EXERCISE GOAL:
Write out the material again word for word, dropping any images it holds.

INFORMATION PROVIDED:
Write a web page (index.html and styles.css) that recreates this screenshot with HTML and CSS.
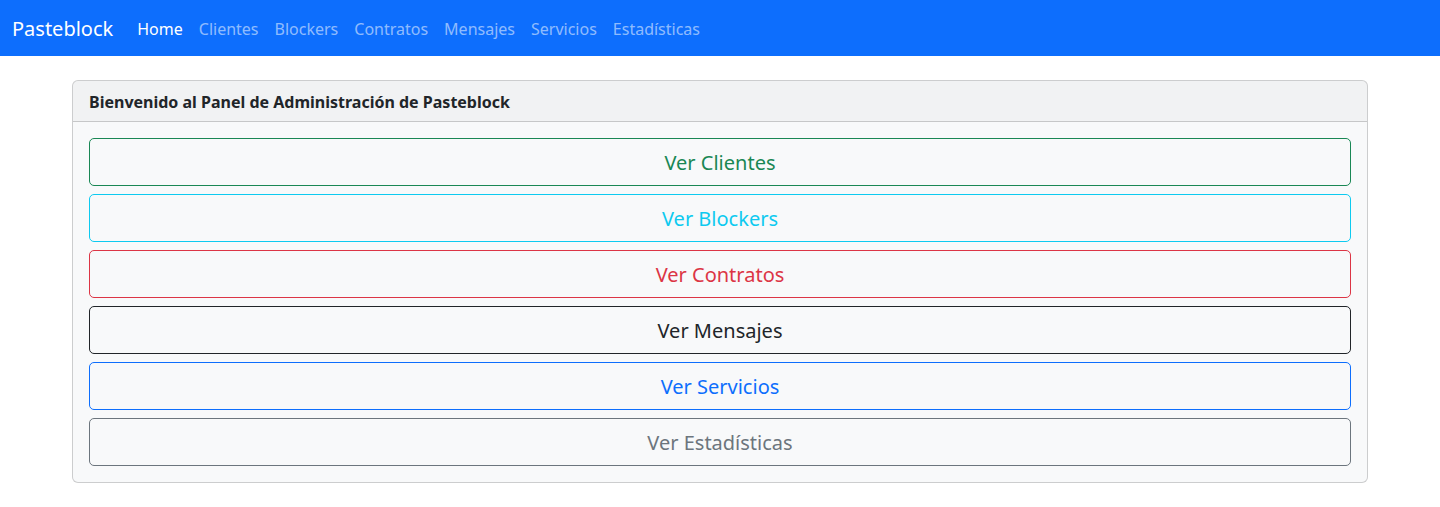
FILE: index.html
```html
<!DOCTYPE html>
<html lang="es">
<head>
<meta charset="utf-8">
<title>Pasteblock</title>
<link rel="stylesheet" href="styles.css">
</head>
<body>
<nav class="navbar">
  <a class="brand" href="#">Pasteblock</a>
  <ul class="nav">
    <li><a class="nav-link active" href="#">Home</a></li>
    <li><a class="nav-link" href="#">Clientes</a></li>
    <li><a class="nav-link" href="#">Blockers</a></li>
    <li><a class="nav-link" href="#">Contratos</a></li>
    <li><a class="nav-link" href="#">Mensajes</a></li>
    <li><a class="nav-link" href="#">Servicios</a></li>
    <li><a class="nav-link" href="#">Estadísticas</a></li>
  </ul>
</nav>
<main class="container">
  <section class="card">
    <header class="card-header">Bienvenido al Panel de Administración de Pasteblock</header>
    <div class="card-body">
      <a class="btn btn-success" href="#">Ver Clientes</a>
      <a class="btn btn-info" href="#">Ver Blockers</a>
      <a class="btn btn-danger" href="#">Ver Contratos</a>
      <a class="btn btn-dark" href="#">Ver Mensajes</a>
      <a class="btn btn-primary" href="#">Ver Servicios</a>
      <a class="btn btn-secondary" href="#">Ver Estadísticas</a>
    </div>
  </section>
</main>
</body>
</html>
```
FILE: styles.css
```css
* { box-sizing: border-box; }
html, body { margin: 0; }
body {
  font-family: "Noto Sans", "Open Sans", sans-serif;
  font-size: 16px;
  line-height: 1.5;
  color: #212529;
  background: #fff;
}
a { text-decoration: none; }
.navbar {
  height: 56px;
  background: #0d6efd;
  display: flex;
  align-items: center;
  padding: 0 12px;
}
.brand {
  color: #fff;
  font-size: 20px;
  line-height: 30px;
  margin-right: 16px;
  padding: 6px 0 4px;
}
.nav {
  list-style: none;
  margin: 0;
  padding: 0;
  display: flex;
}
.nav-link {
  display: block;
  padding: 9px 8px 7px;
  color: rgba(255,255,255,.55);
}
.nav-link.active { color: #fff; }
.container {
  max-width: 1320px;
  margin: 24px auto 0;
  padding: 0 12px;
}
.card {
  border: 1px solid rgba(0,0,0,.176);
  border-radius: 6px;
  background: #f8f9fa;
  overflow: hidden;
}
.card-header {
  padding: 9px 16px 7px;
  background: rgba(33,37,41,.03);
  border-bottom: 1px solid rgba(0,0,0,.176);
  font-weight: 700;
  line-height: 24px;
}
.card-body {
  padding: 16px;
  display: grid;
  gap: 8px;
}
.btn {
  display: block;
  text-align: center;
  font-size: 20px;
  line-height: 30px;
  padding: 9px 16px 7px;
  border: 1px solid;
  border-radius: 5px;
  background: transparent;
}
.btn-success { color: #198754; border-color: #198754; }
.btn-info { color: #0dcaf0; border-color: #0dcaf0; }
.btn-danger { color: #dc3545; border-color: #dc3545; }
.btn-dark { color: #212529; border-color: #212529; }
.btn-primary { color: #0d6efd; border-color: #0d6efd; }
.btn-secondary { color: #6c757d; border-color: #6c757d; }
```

ANSWER TO THE EXERCISE:
Write a web page (index.html and styles.css) that recreates this screenshot with HTML and CSS.
FILE: index.html
```html
<!DOCTYPE html>
<html lang="es">
<head>
<meta charset="utf-8">
<title>Pasteblock</title>
<link rel="stylesheet" href="styles.css">
</head>
<body>
<nav class="navbar">
  <a class="brand" href="#">Pasteblock</a>
  <ul class="nav">
    <li><a class="nav-link active" href="#">Home</a></li>
    <li><a class="nav-link" href="#">Clientes</a></li>
    <li><a class="nav-link" href="#">Blockers</a></li>
    <li><a class="nav-link" href="#">Contratos</a></li>
    <li><a class="nav-link" href="#">Mensajes</a></li>
    <li><a class="nav-link" href="#">Servicios</a></li>
    <li><a class="nav-link" href="#">Estadísticas</a></li>
  </ul>
</nav>
<main class="container">
  <section class="card">
    <header class="card-header">Bienvenido al Panel de Administración de Pasteblock</header>
    <div class="card-body">
      <a class="btn btn-success" href="#">Ver Clientes</a>
      <a class="btn btn-info" href="#">Ver Blockers</a>
      <a class="btn btn-danger" href="#">Ver Contratos</a>
      <a class="btn btn-dark" href="#">Ver Mensajes</a>
      <a class="btn btn-primary" href="#">Ver Servicios</a>
      <a class="btn btn-secondary" href="#">Ver Estadísticas</a>
    </div>
  </section>
</main>
</body>
</html>
```
FILE: styles.css
```css
* { box-sizing: border-box; }
html, body { margin: 0; }
body {
  font-family: "Noto Sans", "Open Sans", sans-serif;
  font-size: 16px;
  line-height: 1.5;
  color: #212529;
  background: #fff;
}
a { text-decoration: none; }
.navbar {
  height: 56px;
  background: #0d6efd;
  display: flex;
  align-items: center;
  padding: 0 12px;
}
.brand {
  color: #fff;
  font-size: 20px;
  line-height: 30px;
  margin-right: 16px;
  padding: 6px 0 4px;
}
.nav {
  list-style: none;
  margin: 0;
  padding: 0;
  display: flex;
}
.nav-link {
  display: block;
  padding: 9px 8px 7px;
  color: rgba(255,255,255,.55);
}
.nav-link.active { color: #fff; }
.container {
  max-width: 1320px;
  margin: 24px auto 0;
  padding: 0 12px;
}
.card {
  border: 1px solid rgba(0,0,0,.176);
  border-radius: 6px;
  background: #f8f9fa;
  overflow: hidden;
}
.card-header {
  padding: 9px 16px 7px;
  background: rgba(33,37,41,.03);
  border-bottom: 1px solid rgba(0,0,0,.176);
  font-weight: 700;
  line-height: 24px;
}
.card-body {
  padding: 16px;
  display: grid;
  gap: 8px;
}
.btn {
  display: block;
  text-align: center;
  font-size: 20px;
  line-height: 30px;
  padding: 9px 16px 7px;
  border: 1px solid;
  border-radius: 5px;
  background: transparent;
}
.btn-success { color: #198754; border-color: #198754; }
.btn-info { color: #0dcaf0; border-color: #0dcaf0; }
.btn-danger { color: #dc3545; border-color: #dc3545; }
.btn-dark { color: #212529; border-color: #212529; }
.btn-primary { color: #0d6efd; border-color: #0d6efd; }
.btn-secondary { color: #6c757d; border-color: #6c757d; }
```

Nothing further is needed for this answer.